Begin DATA BLOCK

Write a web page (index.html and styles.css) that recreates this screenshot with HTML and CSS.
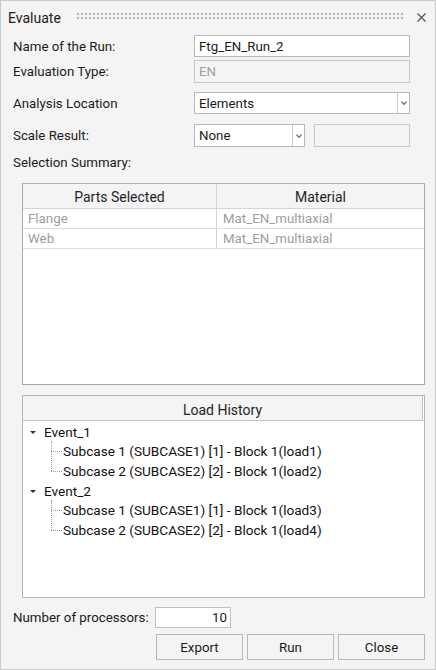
FILE: index.html
```html
<!DOCTYPE html>
<html>
<head>
<meta charset="utf-8">
<link rel="stylesheet" href="styles.css">
</head>
<body>
<div class="window">
  <div class="titlebar">
    <span class="title">Evaluate</span>
    <span class="grip"></span>
    <svg class="close" width="9" height="9" viewBox="0 0 9 9"><path d="M0.5 0.5L8.5 8.5M8.5 0.5L0.5 8.5" stroke="#555" stroke-width="1.2" fill="none"/></svg>
  </div>
  <div class="content">
    <div class="row r-name">
      <label class="lbl">Name of the Run:</label>
      <div class="field input">Ftg_EN_Run_2</div>
    </div>
    <div class="row r-type">
      <label class="lbl">Evaluation Type:</label>
      <div class="field input disabled">EN</div>
    </div>
    <div class="row r-loc">
      <label class="lbl">Analysis Location</label>
      <div class="field select wide">
        <span class="sel-text">Elements</span>
        <span class="sel-btn"><svg width="6" height="4" viewBox="0 0 6 4"><path d="M0.5 0.5L3 3.5L5.5 0.5" stroke="#7a7a7a" stroke-width="1.3" fill="none"/></svg></span>
      </div>
    </div>
    <div class="row r-scale">
      <label class="lbl">Scale Result:</label>
      <div class="field select narrow">
        <span class="sel-text">None</span>
        <span class="sel-btn"><svg width="6" height="4" viewBox="0 0 6 4"><path d="M0.5 0.5L3 3.5L5.5 0.5" stroke="#7a7a7a" stroke-width="1.3" fill="none"/></svg></span>
      </div>
      <div class="field input disabled small"></div>
    </div>
    <div class="section-label">Selection Summary:</div>
    <div class="parts">
      <div class="parts-head">
        <div class="ph c1">Parts Selected</div>
        <div class="ph c2">Material</div>
      </div>
      <div class="prow">
        <div class="pc c1">Flange</div>
        <div class="pc c2">Mat_EN_multiaxial</div>
      </div>
      <div class="prow">
        <div class="pc c1">Web</div>
        <div class="pc c2">Mat_EN_multiaxial</div>
      </div>
    </div>
    <div class="history">
      <div class="hist-head">Load History</div>
      <div class="tree">
        <div class="event">
          <div class="ev-row"><span class="tri"></span><span>Event_1</span></div>
          <div class="children">
            <div class="leaf"><span class="hline"></span><span>Subcase 1 (SUBCASE1) [1] - Block 1(load1)</span></div>
            <div class="leaf last"><span class="hline"></span><span>Subcase 2 (SUBCASE2) [2] - Block 1(load2)</span></div>
          </div>
        </div>
        <div class="event">
          <div class="ev-row"><span class="tri"></span><span>Event_2</span></div>
          <div class="children">
            <div class="leaf"><span class="hline"></span><span>Subcase 1 (SUBCASE1) [1] - Block 1(load3)</span></div>
            <div class="leaf last"><span class="hline"></span><span>Subcase 2 (SUBCASE2) [2] - Block 1(load4)</span></div>
          </div>
        </div>
      </div>
    </div>
    <div class="row r-proc">
      <label class="lbl proc-lbl">Number of processors:</label>
      <div class="field input num">10</div>
    </div>
    <div class="buttons">
      <button class="btn">Export</button>
      <button class="btn">Run</button>
      <button class="btn">Close</button>
    </div>
  </div>
</div>
</body>
</html>
```
FILE: styles.css
```css
html, body {
  margin: 0;
  padding: 0;
  background: #f4f4f4;
}
body {
  font-family: Roboto, "Noto Sans", "Liberation Sans", sans-serif;
  font-size: 13.3px;
  color: #1a1a1a;
}
.window {
  width: 436px;
  height: 670px;
  box-sizing: border-box;
  border: 1px solid #cacaca;
  background: #f4f4f4;
}
.titlebar {
  height: 31px;
  display: flex;
  align-items: center;
  padding: 2px 0 0 7px;
  box-sizing: border-box;
}
.title {
  font-size: 14px;
  color: #222;
}
.grip {
  flex: 1;
  height: 7px;
  margin: 0 14px 0 15px;
  background-image: radial-gradient(circle, #b4b4b4 0.9px, transparent 1.1px);
  background-size: 4px 4px;
  background-position: 0 -1px;
  position: relative;
  top: -1px;
}
.close {
  margin-right: 9px;
}
.content {
  padding: 0 11px 0 12px;
}
.row {
  display: flex;
  align-items: center;
}
.lbl {
  width: 181px;
  flex: none;
}
.field {
  box-sizing: border-box;
  border: 1px solid #b8b8b8;
  background: #fff;
  height: 22px;
  display: flex;
  align-items: center;
}
.input {
  width: 216px;
  padding-left: 4px;
}
.disabled {
  background: #f4f4f4;
  border-color: #c8c8c8;
  color: #a0a0a0;
  height: 23px;
}
.r-name { margin-top: 3px; }
.r-type { margin-top: 3px; }
.r-loc { margin-top: 9px; }
.r-scale { margin-top: 10px; }
.r-scale .field { height: 23px; }
.select .sel-text {
  flex: 1;
  padding-left: 4px;
}
.sel-btn {
  width: 11px;
  height: 100%;
  border-left: 1px solid #c8c8c8;
  display: flex;
  align-items: center;
  justify-content: center;
}
.wide { width: 216px; }
.narrow { width: 111px; }
.small {
  width: 96px;
  margin-left: 9px;
}
.section-label {
  margin-top: 7px;
  line-height: 18px;
}
.parts {
  margin: 11px 0 0 9px;
  width: 403px;
  height: 202px;
  box-sizing: border-box;
  border: 1px solid #a8a8a8;
  border-top-color: #b0b0b0;
  background: #fff;
}
.parts-head {
  display: flex;
  height: 24px;
  background: #f4f4f4;
  border-bottom: 1px solid #d4d4d4;
}
.ph {
  font-size: 14px;
  display: flex;
  align-items: center;
  justify-content: center;
  padding-top: 2px;
  color: #1f1f1f;
}
.c1 { width: 194px; box-sizing: border-box; border-right: 1px solid #d4d4d4; }
.c2 { flex: 1; }
.prow {
  display: flex;
  height: 19px;
  border-bottom: 1px solid #dedede;
}
.pc {
  color: #9d9d9d;
  display: flex;
  align-items: center;
}
.pc.c1 { padding-left: 5px; }
.pc.c2 { padding-left: 6px; }
.history {
  margin: 10px 0 0 9px;
  width: 403px;
  height: 203px;
  box-sizing: border-box;
  border: 1px solid #b4b4b4;
  background: #fff;
}
.hist-head {
  height: 25px;
  box-sizing: border-box;
  background: #f4f4f4;
  border-right: 1px solid #c4c4c4;
  border-bottom: 1px solid #c4c4c4;
  margin-right: 1px;
  font-size: 14px;
  display: flex;
  align-items: center;
  justify-content: center;
  padding-top: 3px;
  color: #1f1f1f;
}
.tree {
  padding-top: 1px;
  font-size: 13.6px;
}
.ev-row, .leaf {
  height: 20px;
  display: flex;
  align-items: center;
  color: #111;
}
.tri {
  width: 0;
  height: 0;
  border-left: 3px solid transparent;
  border-right: 3px solid transparent;
  border-top: 3px solid #333;
  margin: 0 8px 0 7px;
}
.children {
  margin-left: 28px;
  border-left: 1px dotted #9a9a9a;
  height: 30px;
  margin-bottom: 10px;
  position: relative;
}
.children .leaf {
  position: relative;
  left: -1px;
}
.leaf:first-child { margin-top: -1px; }
.hline {
  width: 11px;
  border-top: 1px dotted #9a9a9a;
  margin-right: 1px;
}
.r-proc { margin-top: 9px; }
.proc-lbl { width: 142px; }
.num {
  width: 76px;
  height: 21px;
  justify-content: flex-end;
  padding-right: 3px;
  border-color: #c0c0c0;
}
.buttons {
  display: flex;
  justify-content: flex-end;
  gap: 4px;
  margin-top: 6px;
  margin-right: -1px;
}
.btn {
  width: 87px;
  height: 26px;
  box-sizing: border-box;
  border: 1px solid #b8b8b8;
  background: #f4f4f4;
  font-family: inherit;
  font-size: 13.3px;
  color: #1a1a1a;
  padding: 0;
}
```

End DATA BLOCK

#### [WORK TO COMPLETE]
Exclude the pictures. Write out the remaining data exactly.

#### [EXERCISE RESPONSE]
Write a web page (index.html and styles.css) that recreates this screenshot with HTML and CSS.
FILE: index.html
```html
<!DOCTYPE html>
<html>
<head>
<meta charset="utf-8">
<link rel="stylesheet" href="styles.css">
</head>
<body>
<div class="window">
  <div class="titlebar">
    <span class="title">Evaluate</span>
    <span class="grip"></span>
    <svg class="close" width="9" height="9" viewBox="0 0 9 9"><path d="M0.5 0.5L8.5 8.5M8.5 0.5L0.5 8.5" stroke="#555" stroke-width="1.2" fill="none"/></svg>
  </div>
  <div class="content">
    <div class="row r-name">
      <label class="lbl">Name of the Run:</label>
      <div class="field input">Ftg_EN_Run_2</div>
    </div>
    <div class="row r-type">
      <label class="lbl">Evaluation Type:</label>
      <div class="field input disabled">EN</div>
    </div>
    <div class="row r-loc">
      <label class="lbl">Analysis Location</label>
      <div class="field select wide">
        <span class="sel-text">Elements</span>
        <span class="sel-btn"><svg width="6" height="4" viewBox="0 0 6 4"><path d="M0.5 0.5L3 3.5L5.5 0.5" stroke="#7a7a7a" stroke-width="1.3" fill="none"/></svg></span>
      </div>
    </div>
    <div class="row r-scale">
      <label class="lbl">Scale Result:</label>
      <div class="field select narrow">
        <span class="sel-text">None</span>
        <span class="sel-btn"><svg width="6" height="4" viewBox="0 0 6 4"><path d="M0.5 0.5L3 3.5L5.5 0.5" stroke="#7a7a7a" stroke-width="1.3" fill="none"/></svg></span>
      </div>
      <div class="field input disabled small"></div>
    </div>
    <div class="section-label">Selection Summary:</div>
    <div class="parts">
      <div class="parts-head">
        <div class="ph c1">Parts Selected</div>
        <div class="ph c2">Material</div>
      </div>
      <div class="prow">
        <div class="pc c1">Flange</div>
        <div class="pc c2">Mat_EN_multiaxial</div>
      </div>
      <div class="prow">
        <div class="pc c1">Web</div>
        <div class="pc c2">Mat_EN_multiaxial</div>
      </div>
    </div>
    <div class="history">
      <div class="hist-head">Load History</div>
      <div class="tree">
        <div class="event">
          <div class="ev-row"><span class="tri"></span><span>Event_1</span></div>
          <div class="children">
            <div class="leaf"><span class="hline"></span><span>Subcase 1 (SUBCASE1) [1] - Block 1(load1)</span></div>
            <div class="leaf last"><span class="hline"></span><span>Subcase 2 (SUBCASE2) [2] - Block 1(load2)</span></div>
          </div>
        </div>
        <div class="event">
          <div class="ev-row"><span class="tri"></span><span>Event_2</span></div>
          <div class="children">
            <div class="leaf"><span class="hline"></span><span>Subcase 1 (SUBCASE1) [1] - Block 1(load3)</span></div>
            <div class="leaf last"><span class="hline"></span><span>Subcase 2 (SUBCASE2) [2] - Block 1(load4)</span></div>
          </div>
        </div>
      </div>
    </div>
    <div class="row r-proc">
      <label class="lbl proc-lbl">Number of processors:</label>
      <div class="field input num">10</div>
    </div>
    <div class="buttons">
      <button class="btn">Export</button>
      <button class="btn">Run</button>
      <button class="btn">Close</button>
    </div>
  </div>
</div>
</body>
</html>
```
FILE: styles.css
```css
html, body {
  margin: 0;
  padding: 0;
  background: #f4f4f4;
}
body {
  font-family: Roboto, "Noto Sans", "Liberation Sans", sans-serif;
  font-size: 13.3px;
  color: #1a1a1a;
}
.window {
  width: 436px;
  height: 670px;
  box-sizing: border-box;
  border: 1px solid #cacaca;
  background: #f4f4f4;
}
.titlebar {
  height: 31px;
  display: flex;
  align-items: center;
  padding: 2px 0 0 7px;
  box-sizing: border-box;
}
.title {
  font-size: 14px;
  color: #222;
}
.grip {
  flex: 1;
  height: 7px;
  margin: 0 14px 0 15px;
  background-image: radial-gradient(circle, #b4b4b4 0.9px, transparent 1.1px);
  background-size: 4px 4px;
  background-position: 0 -1px;
  position: relative;
  top: -1px;
}
.close {
  margin-right: 9px;
}
.content {
  padding: 0 11px 0 12px;
}
.row {
  display: flex;
  align-items: center;
}
.lbl {
  width: 181px;
  flex: none;
}
.field {
  box-sizing: border-box;
  border: 1px solid #b8b8b8;
  background: #fff;
  height: 22px;
  display: flex;
  align-items: center;
}
.input {
  width: 216px;
  padding-left: 4px;
}
.disabled {
  background: #f4f4f4;
  border-color: #c8c8c8;
  color: #a0a0a0;
  height: 23px;
}
.r-name { margin-top: 3px; }
.r-type { margin-top: 3px; }
.r-loc { margin-top: 9px; }
.r-scale { margin-top: 10px; }
.r-scale .field { height: 23px; }
.select .sel-text {
  flex: 1;
  padding-left: 4px;
}
.sel-btn {
  width: 11px;
  height: 100%;
  border-left: 1px solid #c8c8c8;
  display: flex;
  align-items: center;
  justify-content: center;
}
.wide { width: 216px; }
.narrow { width: 111px; }
.small {
  width: 96px;
  margin-left: 9px;
}
.section-label {
  margin-top: 7px;
  line-height: 18px;
}
.parts {
  margin: 11px 0 0 9px;
  width: 403px;
  height: 202px;
  box-sizing: border-box;
  border: 1px solid #a8a8a8;
  border-top-color: #b0b0b0;
  background: #fff;
}
.parts-head {
  display: flex;
  height: 24px;
  background: #f4f4f4;
  border-bottom: 1px solid #d4d4d4;
}
.ph {
  font-size: 14px;
  display: flex;
  align-items: center;
  justify-content: center;
  padding-top: 2px;
  color: #1f1f1f;
}
.c1 { width: 194px; box-sizing: border-box; border-right: 1px solid #d4d4d4; }
.c2 { flex: 1; }
.prow {
  display: flex;
  height: 19px;
  border-bottom: 1px solid #dedede;
}
.pc {
  color: #9d9d9d;
  display: flex;
  align-items: center;
}
.pc.c1 { padding-left: 5px; }
.pc.c2 { padding-left: 6px; }
.history {
  margin: 10px 0 0 9px;
  width: 403px;
  height: 203px;
  box-sizing: border-box;
  border: 1px solid #b4b4b4;
  background: #fff;
}
.hist-head {
  height: 25px;
  box-sizing: border-box;
  background: #f4f4f4;
  border-right: 1px solid #c4c4c4;
  border-bottom: 1px solid #c4c4c4;
  margin-right: 1px;
  font-size: 14px;
  display: flex;
  align-items: center;
  justify-content: center;
  padding-top: 3px;
  color: #1f1f1f;
}
.tree {
  padding-top: 1px;
  font-size: 13.6px;
}
.ev-row, .leaf {
  height: 20px;
  display: flex;
  align-items: center;
  color: #111;
}
.tri {
  width: 0;
  height: 0;
  border-left: 3px solid transparent;
  border-right: 3px solid transparent;
  border-top: 3px solid #333;
  margin: 0 8px 0 7px;
}
.children {
  margin-left: 28px;
  border-left: 1px dotted #9a9a9a;
  height: 30px;
  margin-bottom: 10px;
  position: relative;
}
.children .leaf {
  position: relative;
  left: -1px;
}
.leaf:first-child { margin-top: -1px; }
.hline {
  width: 11px;
  border-top: 1px dotted #9a9a9a;
  margin-right: 1px;
}
.r-proc { margin-top: 9px; }
.proc-lbl { width: 142px; }
.num {
  width: 76px;
  height: 21px;
  justify-content: flex-end;
  padding-right: 3px;
  border-color: #c0c0c0;
}
.buttons {
  display: flex;
  justify-content: flex-end;
  gap: 4px;
  margin-top: 6px;
  margin-right: -1px;
}
.btn {
  width: 87px;
  height: 26px;
  box-sizing: border-box;
  border: 1px solid #b8b8b8;
  background: #f4f4f4;
  font-family: inherit;
  font-size: 13.3px;
  color: #1a1a1a;
  padding: 0;
}
```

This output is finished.